We would like to implement SAML based SSO for our organization. We do not want employees to be able to access specific accounts outsides of specific hours and IP ranges. (We do not want to setup a VPN for that use-case for multiple reasons)

Question: Is it possible to somehow log the user out of a specific account that he signed into via SAML when his IP changes and is not part of the allowed range anymore?

Things we want to avoid: - Browser extensions - Polling of any kind - No additional infrastructure if possible

I really don't know if this is possible but would really appreciate your help.

  • IP ranges? That's going to backfire in amusing ways. Why can't you set up a VPN? – Fund Monica's Lawsuit Jul 8 at 1:37

Pure SAML - no, it's not possible.

This is a frequent scenario in regulated industries, e.g. user comes to work in the morning, signs on to a sensitive service, performs tasks, does not sign out at the end of the work day, then takes their device home..and they're able to access the sensitive service. It's a tougher problem to solve if the sensitive service is hosted outside of company "walls". Tougher but not impossible, the devil is in the details.

Assuming you're going with Web Browser SSO profile in SAML, your control point where you can apply your IP/hours constraint is limited to the identity provider. To be more precise, it's limited to the authentication event, i.e. when a user signs in to the identity provider. Subsequent clicks by the user that may launch or target a particular application (acting as a SAML service provider) will bypass the identity provider most of the time. The identity provider will not see the request so you have no way of applying your policy.
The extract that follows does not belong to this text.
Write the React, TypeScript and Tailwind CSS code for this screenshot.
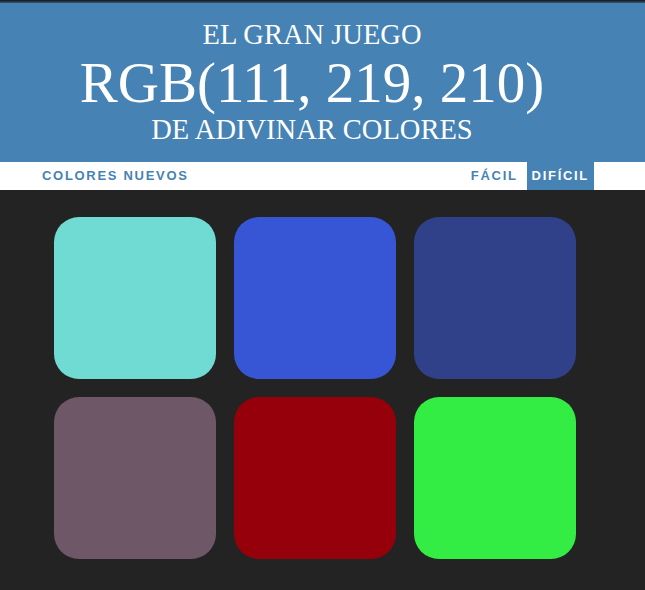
const squares = ['#6fdbd2', '#3656d6', '#30418a', '#6e5767', '#96000a', '#33ed44']

export default function App() {
  return (
    <div className="min-h-screen bg-[#232323]">
      <div className="h-[3px] bg-linear-to-b from-[#161616] to-[#35597a]" />
      <header className="bg-[#4682b4] pb-[18px] pr-[21px] pt-[17px] text-center text-white [font-family:'Liberation_Serif',serif]">
        <div className="text-[28.5px] leading-[29px]">EL GRAN JUEGO</div>
        <div className="mt-[5px] text-[57px] leading-[57px]">RGB(111, 219, 210)</div>
        <div className="mt-[4px] text-[28.5px] leading-[29px]">DE ADIVINAR COLORES</div>
      </header>
      <nav className="flex h-[28px] items-stretch justify-between bg-white pl-[37px] pr-[51px] text-[13px] font-bold uppercase leading-[28px] tracking-[1.7px] text-[#4682b4] [font-family:'Liberation_Sans',sans-serif]">
        <button className="px-[5px] font-bold uppercase">Colores nuevos</button>
        <div className="flex items-stretch gap-[4px]">
          <button className="px-[5px] font-bold uppercase">Fácil</button>
          <button className="bg-[#4682b4] px-[5px] font-bold uppercase text-white">Difícil</button>
        </div>
      </nav>
      <main className="grid grid-cols-[162px_162px_162px] gap-[18px] pl-[54px] pt-[27px]">
        {squares.map((c) => (
          <div key={c} className="h-[162px] w-[162px] rounded-[25px]" style={{ backgroundColor: c }} />
        ))}
      </main>
    </div>
  )
}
If you're okay with doing this at the identity provider during authentication, some SAML identity providers will allow you to implement a policy that looks at hours of operation and/or IP ranges to allow or deny authentication. Some identity providers with more sophistication will allow you to use the change of IP (and/or date/time) as triggers for requiring reauthentication...which would then deny access as the next step.

The usual solution to this problem involves multiple layers where SSO is just one brick in the proverbial wall.